= Task instructions =
All of the records below must be output exactly, with no pictures carried over.

Records with interface code:
◆ ◆ ◆ ◆ ◆ ◆ ◆

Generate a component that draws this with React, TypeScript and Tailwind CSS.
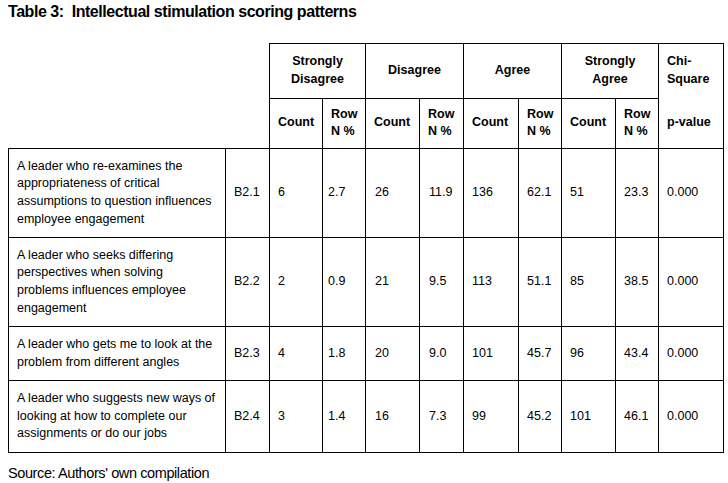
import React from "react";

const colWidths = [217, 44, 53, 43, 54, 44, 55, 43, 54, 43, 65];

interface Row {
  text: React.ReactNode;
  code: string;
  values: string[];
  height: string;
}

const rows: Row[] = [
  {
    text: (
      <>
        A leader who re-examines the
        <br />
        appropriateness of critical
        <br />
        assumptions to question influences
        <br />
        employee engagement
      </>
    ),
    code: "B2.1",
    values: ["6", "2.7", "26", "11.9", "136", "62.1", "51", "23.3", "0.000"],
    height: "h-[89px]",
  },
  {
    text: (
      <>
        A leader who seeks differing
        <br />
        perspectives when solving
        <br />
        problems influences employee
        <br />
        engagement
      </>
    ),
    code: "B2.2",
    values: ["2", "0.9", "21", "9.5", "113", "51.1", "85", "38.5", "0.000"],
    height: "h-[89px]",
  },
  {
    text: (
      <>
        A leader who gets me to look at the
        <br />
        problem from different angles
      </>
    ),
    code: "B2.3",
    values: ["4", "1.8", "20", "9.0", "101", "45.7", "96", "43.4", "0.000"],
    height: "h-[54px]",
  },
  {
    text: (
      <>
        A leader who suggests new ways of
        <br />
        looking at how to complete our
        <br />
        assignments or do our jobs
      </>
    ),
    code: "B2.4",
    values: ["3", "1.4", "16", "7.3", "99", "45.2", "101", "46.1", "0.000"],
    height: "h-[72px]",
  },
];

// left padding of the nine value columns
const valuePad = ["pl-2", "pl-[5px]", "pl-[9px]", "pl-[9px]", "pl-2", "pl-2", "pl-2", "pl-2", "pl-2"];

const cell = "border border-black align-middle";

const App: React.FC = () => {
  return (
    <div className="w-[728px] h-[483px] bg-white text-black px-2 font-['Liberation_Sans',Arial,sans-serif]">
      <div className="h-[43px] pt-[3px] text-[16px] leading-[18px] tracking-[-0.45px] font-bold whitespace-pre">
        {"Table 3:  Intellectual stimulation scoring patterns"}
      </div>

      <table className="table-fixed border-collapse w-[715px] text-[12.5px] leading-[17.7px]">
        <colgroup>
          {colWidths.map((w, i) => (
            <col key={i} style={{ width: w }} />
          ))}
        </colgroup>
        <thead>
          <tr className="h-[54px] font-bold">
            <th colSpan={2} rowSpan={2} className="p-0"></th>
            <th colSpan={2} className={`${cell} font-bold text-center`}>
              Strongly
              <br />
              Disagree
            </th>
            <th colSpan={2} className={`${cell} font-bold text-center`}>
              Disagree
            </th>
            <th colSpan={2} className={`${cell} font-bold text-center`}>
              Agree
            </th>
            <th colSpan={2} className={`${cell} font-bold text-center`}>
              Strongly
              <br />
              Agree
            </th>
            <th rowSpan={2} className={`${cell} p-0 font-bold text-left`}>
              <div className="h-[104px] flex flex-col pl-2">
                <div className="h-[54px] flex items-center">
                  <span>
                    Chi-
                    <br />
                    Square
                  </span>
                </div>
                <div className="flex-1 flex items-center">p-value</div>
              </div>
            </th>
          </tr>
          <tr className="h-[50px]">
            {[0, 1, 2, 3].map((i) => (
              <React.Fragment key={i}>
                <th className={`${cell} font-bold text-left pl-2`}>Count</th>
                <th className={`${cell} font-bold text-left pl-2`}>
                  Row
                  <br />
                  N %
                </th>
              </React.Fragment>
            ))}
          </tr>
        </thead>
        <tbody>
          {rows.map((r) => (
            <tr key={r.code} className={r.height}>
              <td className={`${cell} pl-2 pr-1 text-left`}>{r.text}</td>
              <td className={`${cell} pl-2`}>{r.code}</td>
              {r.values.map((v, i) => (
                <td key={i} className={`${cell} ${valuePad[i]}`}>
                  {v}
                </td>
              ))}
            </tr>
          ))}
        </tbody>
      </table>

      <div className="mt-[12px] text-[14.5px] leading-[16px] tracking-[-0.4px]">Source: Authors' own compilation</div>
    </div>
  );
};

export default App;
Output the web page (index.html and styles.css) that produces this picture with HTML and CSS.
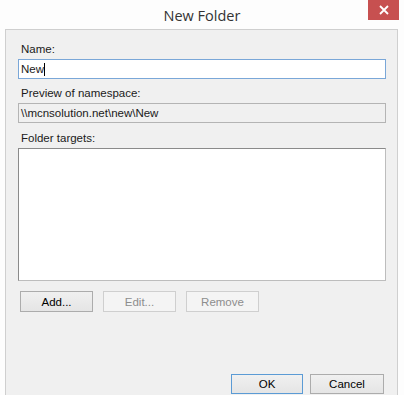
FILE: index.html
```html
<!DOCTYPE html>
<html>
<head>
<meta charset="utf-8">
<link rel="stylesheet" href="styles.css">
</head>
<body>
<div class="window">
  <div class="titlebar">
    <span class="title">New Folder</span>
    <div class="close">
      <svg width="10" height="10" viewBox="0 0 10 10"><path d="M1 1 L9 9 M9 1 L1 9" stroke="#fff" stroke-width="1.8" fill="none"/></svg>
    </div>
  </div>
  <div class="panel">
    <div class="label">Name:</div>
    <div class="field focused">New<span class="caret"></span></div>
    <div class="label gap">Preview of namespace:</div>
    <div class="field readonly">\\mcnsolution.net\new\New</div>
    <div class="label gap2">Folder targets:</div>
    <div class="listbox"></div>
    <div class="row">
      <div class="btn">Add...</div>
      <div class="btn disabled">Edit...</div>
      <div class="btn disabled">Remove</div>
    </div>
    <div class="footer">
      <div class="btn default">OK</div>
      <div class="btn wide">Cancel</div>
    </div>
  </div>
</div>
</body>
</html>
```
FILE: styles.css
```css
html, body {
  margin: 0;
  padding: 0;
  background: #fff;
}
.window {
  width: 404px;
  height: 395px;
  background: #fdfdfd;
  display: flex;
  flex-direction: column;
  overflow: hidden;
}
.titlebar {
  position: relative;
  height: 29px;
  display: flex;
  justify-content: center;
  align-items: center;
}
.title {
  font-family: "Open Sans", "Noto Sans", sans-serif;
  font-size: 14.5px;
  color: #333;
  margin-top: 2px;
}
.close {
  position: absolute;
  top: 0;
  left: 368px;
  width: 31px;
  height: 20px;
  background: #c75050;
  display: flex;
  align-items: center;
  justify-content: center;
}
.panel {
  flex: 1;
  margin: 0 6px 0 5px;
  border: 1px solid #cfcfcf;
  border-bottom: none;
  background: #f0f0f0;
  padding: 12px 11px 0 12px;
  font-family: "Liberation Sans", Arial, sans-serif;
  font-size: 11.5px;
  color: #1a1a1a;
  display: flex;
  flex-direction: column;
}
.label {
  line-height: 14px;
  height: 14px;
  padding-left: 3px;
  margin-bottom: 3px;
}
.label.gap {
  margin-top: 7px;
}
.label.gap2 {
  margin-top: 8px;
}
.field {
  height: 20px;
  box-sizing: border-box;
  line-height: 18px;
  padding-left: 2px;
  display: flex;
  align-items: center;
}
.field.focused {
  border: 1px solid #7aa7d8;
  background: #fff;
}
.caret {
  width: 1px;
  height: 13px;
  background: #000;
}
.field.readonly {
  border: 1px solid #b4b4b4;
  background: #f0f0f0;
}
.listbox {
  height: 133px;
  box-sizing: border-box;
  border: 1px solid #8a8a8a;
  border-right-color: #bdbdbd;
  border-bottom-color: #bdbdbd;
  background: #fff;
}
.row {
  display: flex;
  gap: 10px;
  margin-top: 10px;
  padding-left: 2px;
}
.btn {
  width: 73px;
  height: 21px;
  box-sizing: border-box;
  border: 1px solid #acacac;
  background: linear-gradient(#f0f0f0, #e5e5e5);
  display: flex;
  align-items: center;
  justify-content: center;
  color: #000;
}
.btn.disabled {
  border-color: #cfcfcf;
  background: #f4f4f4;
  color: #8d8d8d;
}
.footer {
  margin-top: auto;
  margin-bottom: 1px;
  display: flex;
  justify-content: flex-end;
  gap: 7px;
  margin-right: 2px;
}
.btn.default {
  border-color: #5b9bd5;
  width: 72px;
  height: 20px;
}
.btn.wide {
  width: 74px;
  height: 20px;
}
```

◆ ◆ ◆ ◆ ◆ ◆ ◆

= Full output =
Generate a component that draws this with React, TypeScript and Tailwind CSS.
import React from "react";

const colWidths = [217, 44, 53, 43, 54, 44, 55, 43, 54, 43, 65];

interface Row {
  text: React.ReactNode;
  code: string;
  values: string[];
  height: string;
}

const rows: Row[] = [
  {
    text: (
      <>
        A leader who re-examines the
        <br />
        appropriateness of critical
        <br />
        assumptions to question influences
        <br />
        employee engagement
      </>
    ),
    code: "B2.1",
    values: ["6", "2.7", "26", "11.9", "136", "62.1", "51", "23.3", "0.000"],
    height: "h-[89px]",
  },
  {
    text: (
      <>
        A leader who seeks differing
        <br />
        perspectives when solving
        <br />
        problems influences employee
        <br />
        engagement
      </>
    ),
    code: "B2.2",
    values: ["2", "0.9", "21", "9.5", "113", "51.1", "85", "38.5", "0.000"],
    height: "h-[89px]",
  },
  {
    text: (
      <>
        A leader who gets me to look at the
        <br />
        problem from different angles
      </>
    ),
    code: "B2.3",
    values: ["4", "1.8", "20", "9.0", "101", "45.7", "96", "43.4", "0.000"],
    height: "h-[54px]",
  },
  {
    text: (
      <>
        A leader who suggests new ways of
        <br />
        looking at how to complete our
        <br />
        assignments or do our jobs
      </>
    ),
    code: "B2.4",
    values: ["3", "1.4", "16", "7.3", "99", "45.2", "101", "46.1", "0.000"],
    height: "h-[72px]",
  },
];

// left padding of the nine value columns
const valuePad = ["pl-2", "pl-[5px]", "pl-[9px]", "pl-[9px]", "pl-2", "pl-2", "pl-2", "pl-2", "pl-2"];

const cell = "border border-black align-middle";

const App: React.FC = () => {
  return (
    <div className="w-[728px] h-[483px] bg-white text-black px-2 font-['Liberation_Sans',Arial,sans-serif]">
      <div className="h-[43px] pt-[3px] text-[16px] leading-[18px] tracking-[-0.45px] font-bold whitespace-pre">
        {"Table 3:  Intellectual stimulation scoring patterns"}
      </div>

      <table className="table-fixed border-collapse w-[715px] text-[12.5px] leading-[17.7px]">
        <colgroup>
          {colWidths.map((w, i) => (
            <col key={i} style={{ width: w }} />
          ))}
        </colgroup>
        <thead>
          <tr className="h-[54px] font-bold">
            <th colSpan={2} rowSpan={2} className="p-0"></th>
            <th colSpan={2} className={`${cell} font-bold text-center`}>
              Strongly
              <br />
              Disagree
            </th>
            <th colSpan={2} className={`${cell} font-bold text-center`}>
              Disagree
            </th>
            <th colSpan={2} className={`${cell} font-bold text-center`}>
              Agree
            </th>
            <th colSpan={2} className={`${cell} font-bold text-center`}>
              Strongly
              <br />
              Agree
            </th>
            <th rowSpan={2} className={`${cell} p-0 font-bold text-left`}>
              <div className="h-[104px] flex flex-col pl-2">
                <div className="h-[54px] flex items-center">
                  <span>
                    Chi-
                    <br />
                    Square
                  </span>
                </div>
                <div className="flex-1 flex items-center">p-value</div>
              </div>
            </th>
          </tr>
          <tr className="h-[50px]">
            {[0, 1, 2, 3].map((i) => (
              <React.Fragment key={i}>
                <th className={`${cell} font-bold text-left pl-2`}>Count</th>
                <th className={`${cell} font-bold text-left pl-2`}>
                  Row
                  <br />
                  N %
                </th>
              </React.Fragment>
            ))}
          </tr>
        </thead>
        <tbody>
          {rows.map((r) => (
            <tr key={r.code} className={r.height}>
              <td className={`${cell} pl-2 pr-1 text-left`}>{r.text}</td>
              <td className={`${cell} pl-2`}>{r.code}</td>
              {r.values.map((v, i) => (
                <td key={i} className={`${cell} ${valuePad[i]}`}>
                  {v}
                </td>
              ))}
            </tr>
          ))}
        </tbody>
      </table>

      <div className="mt-[12px] text-[14.5px] leading-[16px] tracking-[-0.4px]">Source: Authors' own compilation</div>
    </div>
  );
};

export default App;
Output the web page (index.html and styles.css) that produces this picture with HTML and CSS.
FILE: index.html
```html
<!DOCTYPE html>
<html>
<head>
<meta charset="utf-8">
<link rel="stylesheet" href="styles.css">
</head>
<body>
<div class="window">
  <div class="titlebar">
    <span class="title">New Folder</span>
    <div class="close">
      <svg width="10" height="10" viewBox="0 0 10 10"><path d="M1 1 L9 9 M9 1 L1 9" stroke="#fff" stroke-width="1.8" fill="none"/></svg>
    </div>
  </div>
  <div class="panel">
    <div class="label">Name:</div>
    <div class="field focused">New<span class="caret"></span></div>
    <div class="label gap">Preview of namespace:</div>
    <div class="field readonly">\\mcnsolution.net\new\New</div>
    <div class="label gap2">Folder targets:</div>
    <div class="listbox"></div>
    <div class="row">
      <div class="btn">Add...</div>
      <div class="btn disabled">Edit...</div>
      <div class="btn disabled">Remove</div>
    </div>
    <div class="footer">
      <div class="btn default">OK</div>
      <div class="btn wide">Cancel</div>
    </div>
  </div>
</div>
</body>
</html>
```
FILE: styles.css
```css
html, body {
  margin: 0;
  padding: 0;
  background: #fff;
}
.window {
  width: 404px;
  height: 395px;
  background: #fdfdfd;
  display: flex;
  flex-direction: column;
  overflow: hidden;
}
.titlebar {
  position: relative;
  height: 29px;
  display: flex;
  justify-content: center;
  align-items: center;
}
.title {
  font-family: "Open Sans", "Noto Sans", sans-serif;
  font-size: 14.5px;
  color: #333;
  margin-top: 2px;
}
.close {
  position: absolute;
  top: 0;
  left: 368px;
  width: 31px;
  height: 20px;
  background: #c75050;
  display: flex;
  align-items: center;
  justify-content: center;
}
.panel {
  flex: 1;
  margin: 0 6px 0 5px;
  border: 1px solid #cfcfcf;
  border-bottom: none;
  background: #f0f0f0;
  padding: 12px 11px 0 12px;
  font-family: "Liberation Sans", Arial, sans-serif;
  font-size: 11.5px;
  color: #1a1a1a;
  display: flex;
  flex-direction: column;
}
.label {
  line-height: 14px;
  height: 14px;
  padding-left: 3px;
  margin-bottom: 3px;
}
.label.gap {
  margin-top: 7px;
}
.label.gap2 {
  margin-top: 8px;
}
.field {
  height: 20px;
  box-sizing: border-box;
  line-height: 18px;
  padding-left: 2px;
  display: flex;
  align-items: center;
}
.field.focused {
  border: 1px solid #7aa7d8;
  background: #fff;
}
.caret {
  width: 1px;
  height: 13px;
  background: #000;
}
.field.readonly {
  border: 1px solid #b4b4b4;
  background: #f0f0f0;
}
.listbox {
  height: 133px;
  box-sizing: border-box;
  border: 1px solid #8a8a8a;
  border-right-color: #bdbdbd;
  border-bottom-color: #bdbdbd;
  background: #fff;
}
.row {
  display: flex;
  gap: 10px;
  margin-top: 10px;
  padding-left: 2px;
}
.btn {
  width: 73px;
  height: 21px;
  box-sizing: border-box;
  border: 1px solid #acacac;
  background: linear-gradient(#f0f0f0, #e5e5e5);
  display: flex;
  align-items: center;
  justify-content: center;
  color: #000;
}
.btn.disabled {
  border-color: #cfcfcf;
  background: #f4f4f4;
  color: #8d8d8d;
}
.footer {
  margin-top: auto;
  margin-bottom: 1px;
  display: flex;
  justify-content: flex-end;
  gap: 7px;
  margin-right: 2px;
}
.btn.default {
  border-color: #5b9bd5;
  width: 72px;
  height: 20px;
}
.btn.wide {
  width: 74px;
  height: 20px;
}
```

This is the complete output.